The strong Armenian presence
After the fall of Ani (1064) by the hand of Seljuk Arp Arslan, the Armenians of “Little Armenia” occupied Adana (1132) and the city was taken by the Armenian king of Cilicia (The Armenian Church split from the rest of the Church in VI century and therefore referred to as Gregorian). In 1173 the city returned under the Byzantines control. In 1266 it was raided by the Mamluks.

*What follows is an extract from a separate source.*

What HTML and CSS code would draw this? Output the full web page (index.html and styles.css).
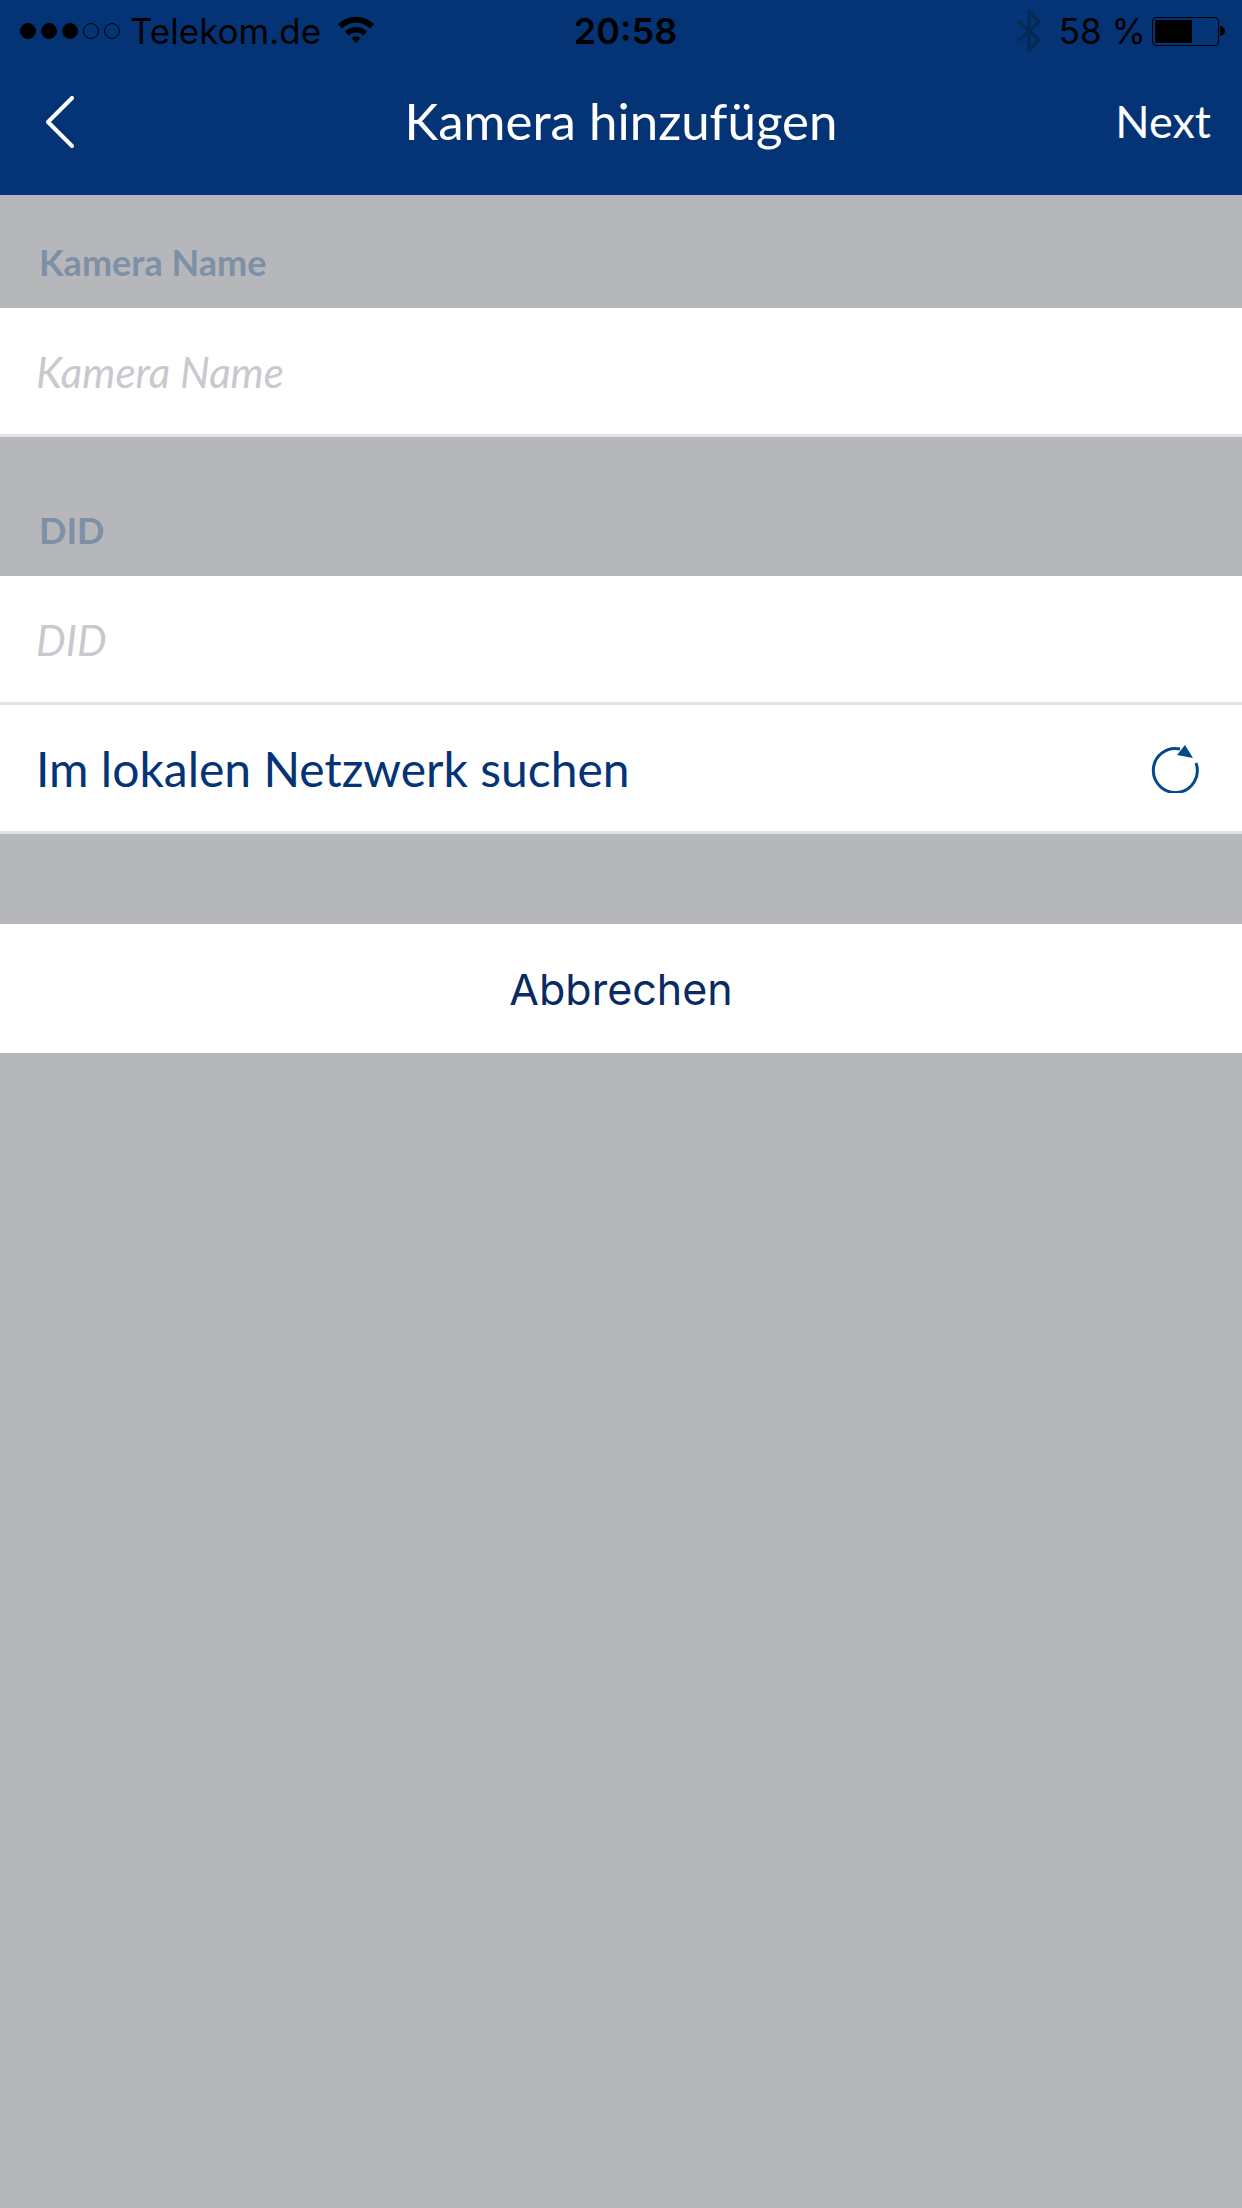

Adana passed in the hands of the Catholics of Sis. Among them, the best known is Stephen who distinguished himself between 1307 and 1316. Several councils happened in this city during the Armenian time: the most important occurred under Stephen in 1313. This council, confirming the decisions of the previous council of Sis (1286), expressed its favor about the reunification with the Catholic Church. It also introduced the Christmas feast in the liturgical calendar, to be held December 25 and to be distinguished from the Epiphany. In 1341, at the death of Leo V, the crown of Armenia had to go to Lusignan of Cyprus, but the Armenians elected their own king. In 1359 the Mamluks came back while Little Armenia continued to exist on the Taurus Mountains, until the annexation to the Ottoman Empire, by Selim I (1517). From 1832 to 1840 it went to Mehmet Ali the Egyptian.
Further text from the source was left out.